U.K. trade body the BPI claims that Internet Service Providers (ISPs) are exaggerating the cost of measures to tackle piracy.

The government's Digital Economy Bill, currently being debated in Parliament, would oblige ISPs to detect and notify customers suspected of infringing copyright.

ISPs such as BT have suggested the cost of introducing these measures could add up to around £25 ($41) a year for every subscriber, costs which would likely be passed on to the consumer.

However, the BPI commissioned a report from technical consultancy Sweet Consulting, which shows that introducing measures to identify and notify copyright infringers would cost £13.85 million ($22.5 million) in the first year, £9 million ($14.6 million) in the second, and £3.45 million ($5.6 million) in the third. This is a long way from the £25 a year figure - as low as 24 pence (39 pence) per individual ISP subscriber when costs reach £3.45 million.

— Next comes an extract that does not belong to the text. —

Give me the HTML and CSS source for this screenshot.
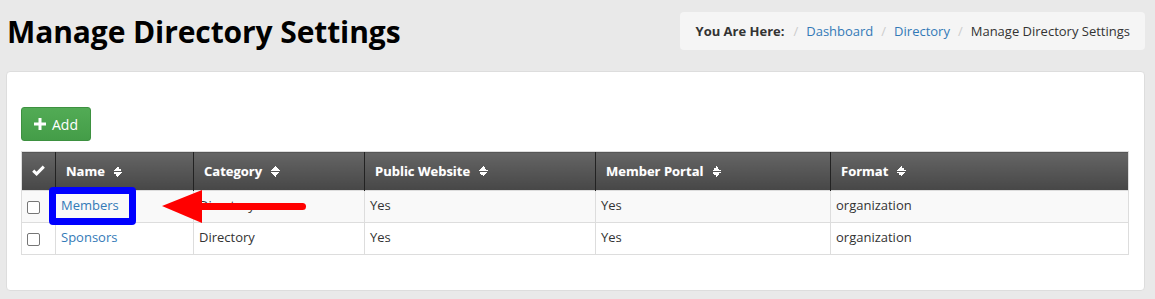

"Our evidence shows that ISPs are trying to pull off a massive con job on the British public with their back-of-fag-packet figures - the true costs to them of dealing with piracy will be a tiny fraction of their ridiculous guestimates.

"It's time for Britain's ISPs to stop spreading scare stories and face up to their responsibility to help tackle illegal filesharing."

A separate report commissioned by the Creative Coalition Campaign suggested a similar impact, with annual running costs of £8.5 million ($13.8 million).

Charles Dunstone, CEO of the TalkTalk Group, wrote in the Daily Mail on Jan. 18 that other measures in the Bill along with the costs of tackling piracy would total £30 ($48.80) a year.

"Demand modeling shows this could make Internet access unaffordable for 600,000 hard-pressed families. So much for the government's claimed commitment to 'digital inclusion,'" he wrote. "For the record, we make no money out of copyright infringement. The extra traffic costs us money as we have to add additional capacity to the network to carry the data."

The government's own impact assessment published in December 2009 concedes that there would be some major costs involved in the identification and notification system.

It identifies annual average costs at between £7.5 million ($12.2 million) and £24.5 million (39.9 million) for ISPs, although it adds a further £19 million ($30.9 million) in annual costs for mobile network operators, where identification would be more difficult technically as IP addresses are shared by multiple customers.

However, the joint study by the department for business, innovation and skills and the department for culture, media and sport suggested this would result in ISPs passing on a price increase for broadband customers of 0.2% to 0.6% - or 40 pence (65 cents) to £1.40 ($2.28) a year.

The reduced demand for broadband connection likely to result from the price increase is estimated at between £2 million ($3.3 million) and £9 million ($14.6 million) a year for the entire ISP industry.